_WHAT IS BEING ASKED_
Output the data below in full, character for character.

_PROVIDED MATERIAL_
--*--

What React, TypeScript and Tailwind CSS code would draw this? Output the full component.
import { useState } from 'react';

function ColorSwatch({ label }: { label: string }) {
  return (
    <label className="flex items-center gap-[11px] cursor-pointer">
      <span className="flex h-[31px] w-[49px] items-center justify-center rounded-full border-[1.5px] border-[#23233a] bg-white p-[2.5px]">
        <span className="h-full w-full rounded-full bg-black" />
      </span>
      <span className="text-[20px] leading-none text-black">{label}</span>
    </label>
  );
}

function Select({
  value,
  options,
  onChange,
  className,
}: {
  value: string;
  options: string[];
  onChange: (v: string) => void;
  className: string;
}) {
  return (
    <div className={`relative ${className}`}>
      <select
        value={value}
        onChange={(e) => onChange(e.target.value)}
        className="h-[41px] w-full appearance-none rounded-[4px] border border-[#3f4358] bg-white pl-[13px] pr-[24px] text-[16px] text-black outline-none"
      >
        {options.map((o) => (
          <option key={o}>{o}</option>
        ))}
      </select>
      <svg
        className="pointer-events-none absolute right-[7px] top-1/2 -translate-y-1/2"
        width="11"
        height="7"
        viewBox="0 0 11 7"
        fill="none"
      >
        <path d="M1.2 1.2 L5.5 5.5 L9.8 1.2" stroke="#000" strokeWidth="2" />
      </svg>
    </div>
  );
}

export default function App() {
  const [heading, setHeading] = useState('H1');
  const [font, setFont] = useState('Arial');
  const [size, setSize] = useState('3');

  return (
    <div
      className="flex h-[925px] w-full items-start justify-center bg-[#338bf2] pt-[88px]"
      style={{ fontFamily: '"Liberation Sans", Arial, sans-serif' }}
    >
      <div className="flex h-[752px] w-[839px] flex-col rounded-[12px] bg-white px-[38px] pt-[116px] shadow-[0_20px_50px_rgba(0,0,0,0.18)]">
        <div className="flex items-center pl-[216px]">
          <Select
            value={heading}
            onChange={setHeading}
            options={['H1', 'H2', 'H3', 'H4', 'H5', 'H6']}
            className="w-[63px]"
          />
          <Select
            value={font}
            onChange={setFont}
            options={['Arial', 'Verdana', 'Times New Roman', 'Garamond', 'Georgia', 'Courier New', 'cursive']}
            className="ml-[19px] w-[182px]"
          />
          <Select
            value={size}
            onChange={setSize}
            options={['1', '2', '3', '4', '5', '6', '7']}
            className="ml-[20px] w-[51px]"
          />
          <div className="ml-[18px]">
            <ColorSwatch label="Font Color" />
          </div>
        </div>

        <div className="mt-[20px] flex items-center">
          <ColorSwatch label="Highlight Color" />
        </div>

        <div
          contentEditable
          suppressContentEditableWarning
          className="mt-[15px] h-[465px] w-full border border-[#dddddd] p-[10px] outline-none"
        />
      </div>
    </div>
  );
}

--*--

_TASK RESULT_
What React, TypeScript and Tailwind CSS code would draw this? Output the full component.
import { useState } from 'react';

function ColorSwatch({ label }: { label: string }) {
  return (
    <label className="flex items-center gap-[11px] cursor-pointer">
      <span className="flex h-[31px] w-[49px] items-center justify-center rounded-full border-[1.5px] border-[#23233a] bg-white p-[2.5px]">
        <span className="h-full w-full rounded-full bg-black" />
      </span>
      <span className="text-[20px] leading-none text-black">{label}</span>
    </label>
  );
}

function Select({
  value,
  options,
  onChange,
  className,
}: {
  value: string;
  options: string[];
  onChange: (v: string) => void;
  className: string;
}) {
  return (
    <div className={`relative ${className}`}>
      <select
        value={value}
        onChange={(e) => onChange(e.target.value)}
        className="h-[41px] w-full appearance-none rounded-[4px] border border-[#3f4358] bg-white pl-[13px] pr-[24px] text-[16px] text-black outline-none"
      >
        {options.map((o) => (
          <option key={o}>{o}</option>
        ))}
      </select>
      <svg
        className="pointer-events-none absolute right-[7px] top-1/2 -translate-y-1/2"
        width="11"
        height="7"
        viewBox="0 0 11 7"
        fill="none"
      >
        <path d="M1.2 1.2 L5.5 5.5 L9.8 1.2" stroke="#000" strokeWidth="2" />
      </svg>
    </div>
  );
}

export default function App() {
  const [heading, setHeading] = useState('H1');
  const [font, setFont] = useState('Arial');
  const [size, setSize] = useState('3');

  return (
    <div
      className="flex h-[925px] w-full items-start justify-center bg-[#338bf2] pt-[88px]"
      style={{ fontFamily: '"Liberation Sans", Arial, sans-serif' }}
    >
      <div className="flex h-[752px] w-[839px] flex-col rounded-[12px] bg-white px-[38px] pt-[116px] shadow-[0_20px_50px_rgba(0,0,0,0.18)]">
        <div className="flex items-center pl-[216px]">
          <Select
            value={heading}
            onChange={setHeading}
            options={['H1', 'H2', 'H3', 'H4', 'H5', 'H6']}
            className="w-[63px]"
          />
          <Select
            value={font}
            onChange={setFont}
            options={['Arial', 'Verdana', 'Times New Roman', 'Garamond', 'Georgia', 'Courier New', 'cursive']}
            className="ml-[19px] w-[182px]"
          />
          <Select
            value={size}
            onChange={setSize}
            options={['1', '2', '3', '4', '5', '6', '7']}
            className="ml-[20px] w-[51px]"
          />
          <div className="ml-[18px]">
            <ColorSwatch label="Font Color" />
          </div>
        </div>

        <div className="mt-[20px] flex items-center">
          <ColorSwatch label="Highlight Color" />
        </div>

        <div
          contentEditable
          suppressContentEditableWarning
          className="mt-[15px] h-[465px] w-full border border-[#dddddd] p-[10px] outline-none"
        />
      </div>
    </div>
  );
}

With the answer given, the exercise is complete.